Today, dispensary shelves bristle with a bewildering array of foods, flavors and delivery methods that make it possible to get cashed-out on condiments, glazed-eyed on gravy and stoned by sipping on a drink straw. And if some of the products currently in development make it to market on schedule, the next few months will see the range of THC-infused options expanding to include chewing gum, instant mashed potatoes and confetti cake mix.
Long Beach-based Equity Brands, one of the two partner companies behind the recently introduced Northern Lights cannabis concentrate drinking straw and in-development chewing gum (the other is the licensed manufacturer, Lynwood-based Natural Plant Extract of California), is bullish on novel — and discreet — ways to consume cannabis. “We’re also working on jawbreakers, Jell-O shots and a Skittles-like format,” said Equity Brands’ co-Chief Executive Sebastian Velmont. “Once we perfect the gum, those are the other [products] we’re going to release that we feel will will shake up the industry and bring variety to a category that’s [mostly] chocolate and gummies.”

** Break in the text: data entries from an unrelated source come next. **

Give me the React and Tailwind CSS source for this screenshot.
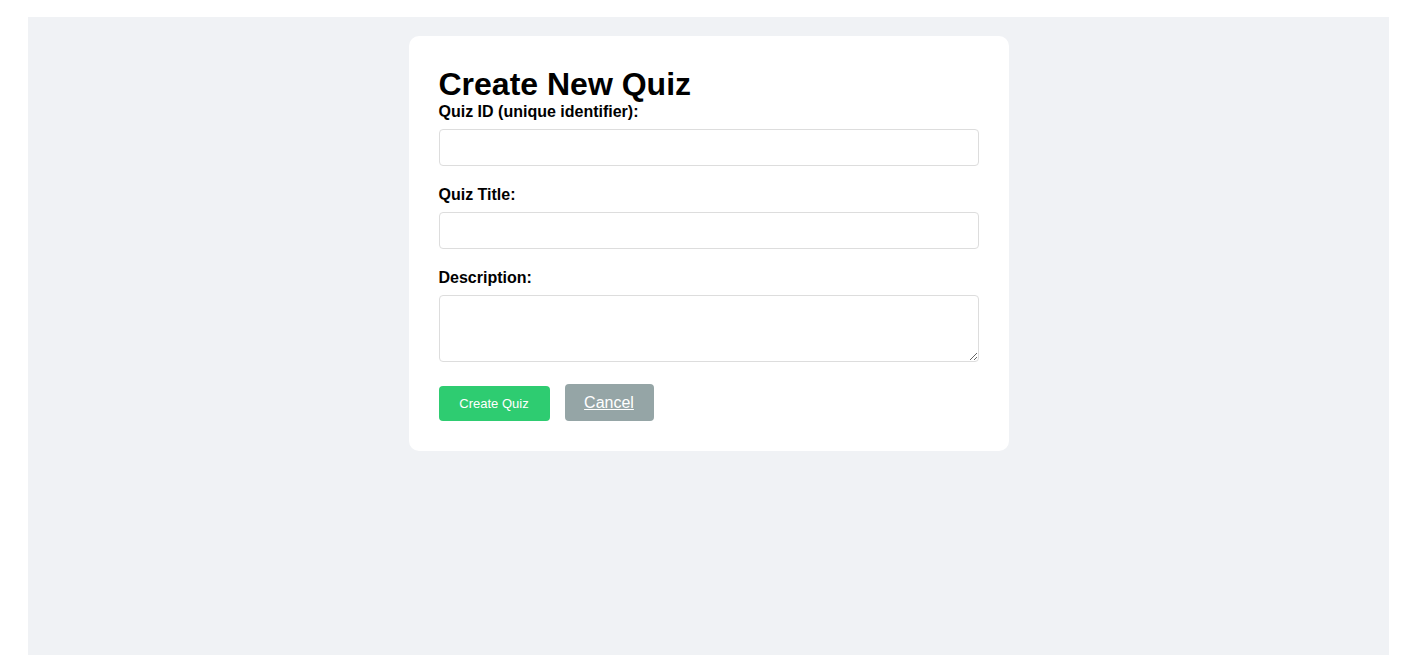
export default function App() {
  return (
    <div className="pl-[28px] pr-[27px] py-[17px] bg-white font-['Liberation_Sans',Arial,sans-serif] text-black">
      <div className="h-[638px] bg-[#f0f2f5] pt-[19px]">
        <div className="mx-auto w-[600px] rounded-[10px] bg-white p-[30px]">
          <h1 className="text-[32px] font-bold leading-[37px]">Create New Quiz</h1>
          <div className="mb-[20px]">
            <label className="mb-[8px] block text-[16px] font-bold leading-[18px]">Quiz ID (unique identifier):</label>
            <input type="text" className="block h-[37px] w-full rounded-[4px] border border-[#dddddd] px-[8px] text-[16px]" />
          </div>
          <div className="mb-[20px]">
            <label className="mb-[8px] block text-[16px] font-bold leading-[18px]">Quiz Title:</label>
            <input type="text" className="block h-[37px] w-full rounded-[4px] border border-[#dddddd] px-[8px] text-[16px]" />
          </div>
          <div className="mb-[20px]">
            <label className="mb-[8px] block text-[16px] font-bold leading-[18px]">Description:</label>
            <textarea className="block h-[67px] w-full rounded-[4px] border border-[#dddddd] p-[8px] text-[16px]" />
          </div>
          <div className="flex items-end gap-[15px] pt-[2px]">
            <button className="h-[35px] w-[111px] rounded-[4px] bg-[#2ecc71] text-[13px] text-white">Create Quiz</button>
            <a href="#" className="flex h-[37px] w-[89px] items-center justify-center rounded-[4px] bg-[#95a5a6] text-[16px] text-white underline">Cancel</a>
          </div>
        </div>
      </div>
    </div>
  );
}
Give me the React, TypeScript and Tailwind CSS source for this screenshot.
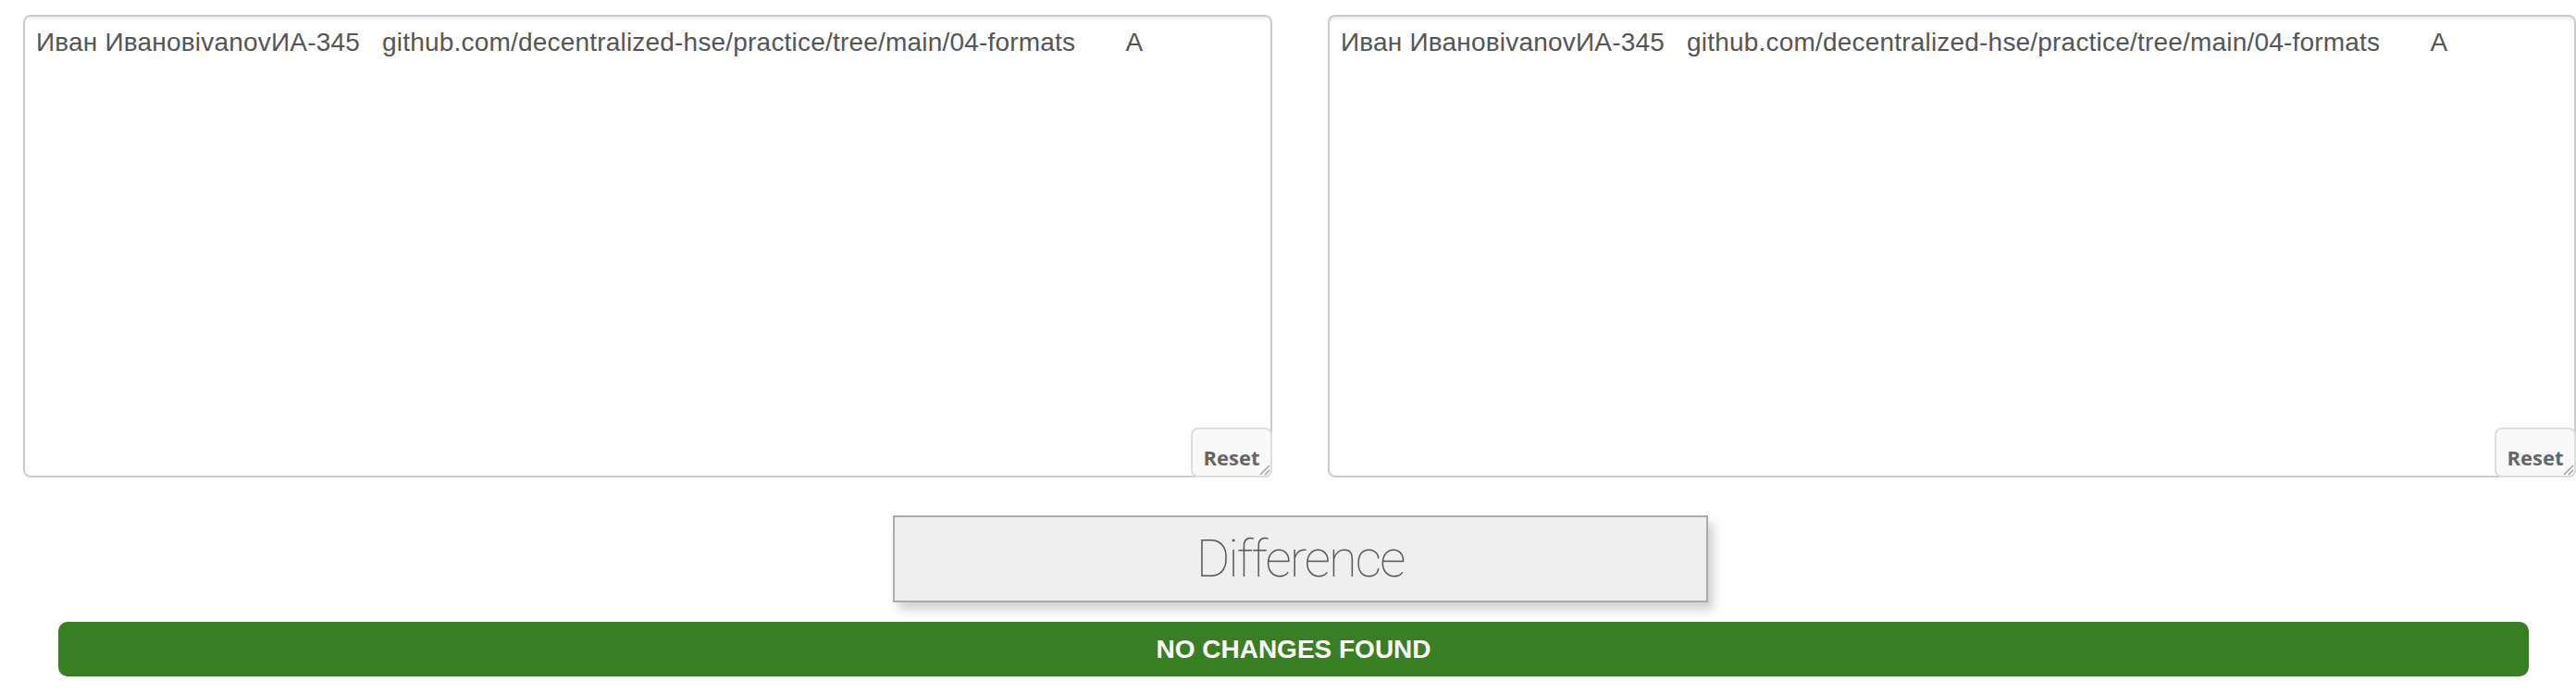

California regulations prohibit the labeling of cannabis products as candy — as well as marketing them in a way that appeals to children. Likewise, a November 2022 regulation change by the Department of Cannabis Control limited what kind of flavoring agents could be added to inhalable cannabis products, effectively banning youth-tempting flavors such as mint, chocolate, strawberry, mango and bubblegum.
“The California cannabis market is very mature, and we believe customers are searching for new items,” added Joseph Noel, Natural Plant Extract of California’s head of research and inventor of the straw technology. “I think straws and gum can go mainstream but I think gravy and these little niche things probably won’t.”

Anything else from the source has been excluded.